Closed Jdogzz closed 1 year ago
Thanks for this helpful report. What version of trackpy are you using? And are you running it from the command line?
In the development version on GitHub, parallel batch is tested on Windows, so this bug may be a little complicated.
Both systems report trackpy version 0.4.2+29.g1f720ff. I run the above script from the command line in each case (on Windows, I have previously tried running it in Spyder but no errors are printed to the terminal when doing that, it just hangs. From a command prompt launched from Anaconda Navigator, I can see the above error being printed out repeatedly).
Thanks. From the documentation, it looks like freeze_support()
is only needed when your code is set up to run as a standalone .exe
file (i.e. not within python.exe
as usual). So it's unclear why you would get that error if you're just running from the command line.
Nonetheless, would you mind trying to add
if __name__ == '__main__':
freeze_support()
to the top level of your script, right before the code that invokes batch
?
Simply copy pasting that in before the batch line (with the appropriate import) didn't work, but rewriting with a main function led to the expected behavior in Spyder and directly from the command line:
import trackpy as tp
import pims
from multiprocessing import freeze_support
def main():
frames = pims.open('D:/images/*.png')
f = tp.batch(frames, 41, processes='auto',engine='numba')
if __name__ == '__main__':
freeze_support()
main()
As you mentioned it is quite strange the interpreter needed this to work since the documentation said it did not, and is of course more complex than just the 4 lines needed on the Mac.
Great! Thanks for providing a working example. I'd like to keep this issue open until we can add a mention of this to the batch
docstring. (Or feel free to contribute text!)
It is very strange indeed. Especially since we get no errors while testing on Travis. From the documentation (https://docs.python.org/3/library/multiprocessing.html#multiprocessing.freeze_support) it seems like it should not be necessary:
Calling freeze_support() has no effect when invoked on any operating system other than Windows. In addition, if the module is being run normally by the Python interpreter on Windows (the program has not been frozen), then freeze_support() has no effect.

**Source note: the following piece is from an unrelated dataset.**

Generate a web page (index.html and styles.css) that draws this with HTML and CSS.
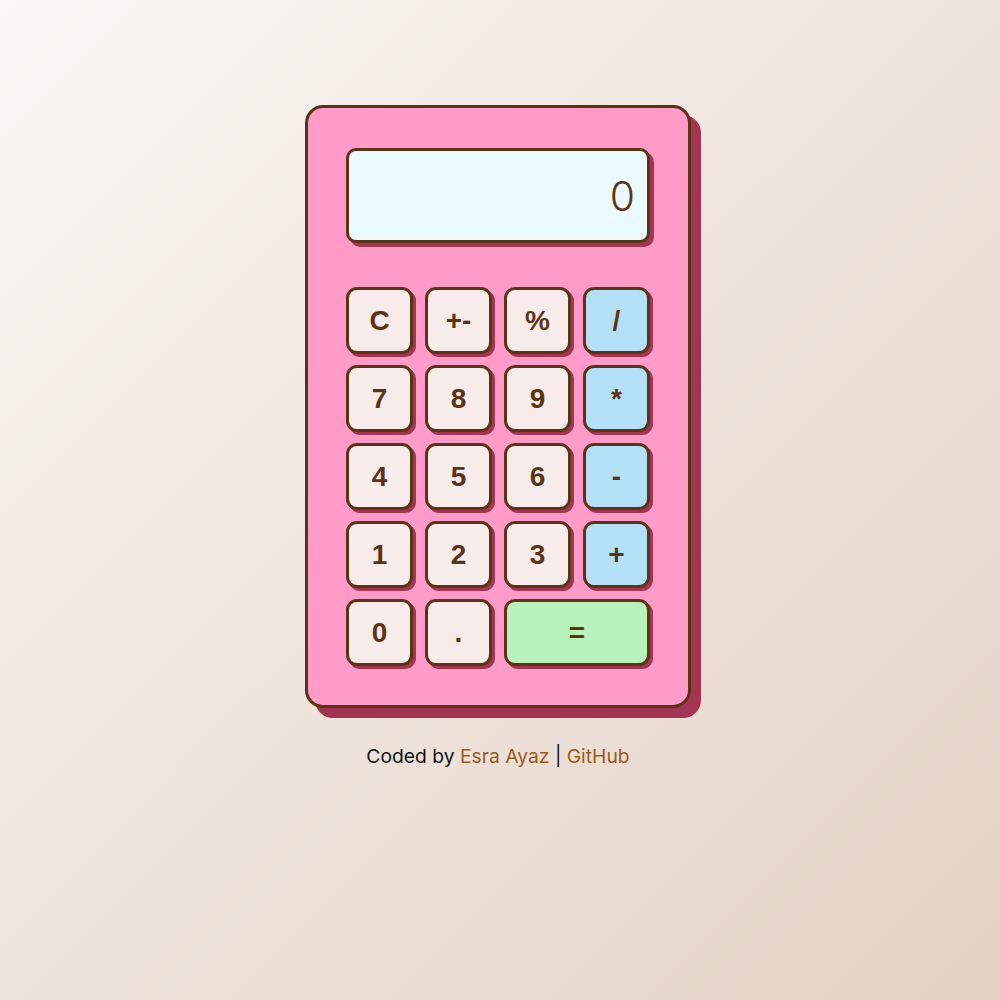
FILE: index.html
```html
<!DOCTYPE html>
<html lang="en">
<head>
<meta charset="utf-8">
<title>Calculator</title>
<link rel="stylesheet" href="styles.css">
</head>
<body>
<main class="page">
  <div class="calculator">
    <div class="display">0</div>
    <div class="keys">
      <button class="key">C</button>
      <button class="key">+-</button>
      <button class="key">%</button>
      <button class="key op">/</button>
      <button class="key">7</button>
      <button class="key">8</button>
      <button class="key">9</button>
      <button class="key op">*</button>
      <button class="key">4</button>
      <button class="key">5</button>
      <button class="key">6</button>
      <button class="key op">-</button>
      <button class="key">1</button>
      <button class="key">2</button>
      <button class="key">3</button>
      <button class="key op">+</button>
      <button class="key">0</button>
      <button class="key">.</button>
      <button class="key equals">=</button>
    </div>
  </div>
  <p class="credit">Coded by <a href="#">Esra Ayaz</a> | <a href="#">GitHub</a></p>
</main>
</body>
</html>
```
FILE: styles.css
```css
* { box-sizing: border-box; }
html, body { margin: 0; padding: 0; }
body {
  min-height: 100vh;
  background: linear-gradient(135deg, #faf7f4 0%, #e3d1c4 100%);
  font-family: "Inter", "Liberation Sans", sans-serif;
}
.page {
  display: flex;
  flex-direction: column;
  align-items: center;
  padding-top: 105px;
  padding-right: 4px;
}
.calculator {
  width: 386px;
  background: #ff9bc8;
  border: 3px solid #5a3417;
  border-radius: 18px;
  box-shadow: 10px 10px 0 #a33552;
  padding: 40px 38px 39px;
}
.display {
  height: 95px;
  background: #ebfaff;
  border: 3px solid #5a3417;
  border-radius: 10px;
  box-shadow: 4px 4px 0 #a33552;
  display: flex;
  align-items: center;
  justify-content: flex-end;
  padding-right: 12px;
  font-family: "Inter", sans-serif;
  font-weight: 300;
  font-size: 41px;
  color: #5a3417;
  margin-bottom: 44px;
}
.keys {
  display: grid;
  grid-template-columns: repeat(4, 1fr);
  grid-auto-rows: 67px;
  gap: 11px 12px;
}
.key {
  background: #f8ecea;
  border: 3px solid #5a3417;
  border-radius: 11px;
  box-shadow: 3px 3px 0 #a33552;
  font-family: "Liberation Sans", Arial, sans-serif;
  font-weight: 700;
  font-size: 28px;
  color: #5a3417;
  padding: 0;
  cursor: pointer;
}
.key.op { background: #b3e0f7; }
.key.equals { background: #b9f2bb; grid-column: span 2; }
.credit {
  margin: 36px 0 0;
  font-size: 19.3px;
  color: #111;
}
.credit a {
  color: #9b5a1c;
  text-decoration: none;
}
```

According to this question (https://stackoverflow.com/questions/18204782/runtimeerror-on-windows-trying-python-multiprocessing) the problem is this:
On Windows the subprocesses will import (i.e. execute) the main module at start. You need to insert an
if __name__ == '__main__'
: guard in the main module to avoid creating subprocesses recursively.
So I think the freeze_support
is not needed but the guard is. @Jdogzz could you test your script without the freeze_support
to confirm whether this is the issue? Then we can add the proper advice to the docstring. Thanks!
I can confirm that removing only the freeze_support line still allows the script to run (tried on the Windows machine, both from the command line and within spyder).
That makes sense and I imagine many people run trackpy from a simple script. So now I'm worried about us having merged #606 to use multiprocessing by default — on Windows it could break a lot of existing code.
One way to resolve this is that trackpy could catch a RuntimeError
when it invokes multiprocessing
, and if the platform is Windows, fall back to a single process and issue a warning. That seems like a sensible compromise.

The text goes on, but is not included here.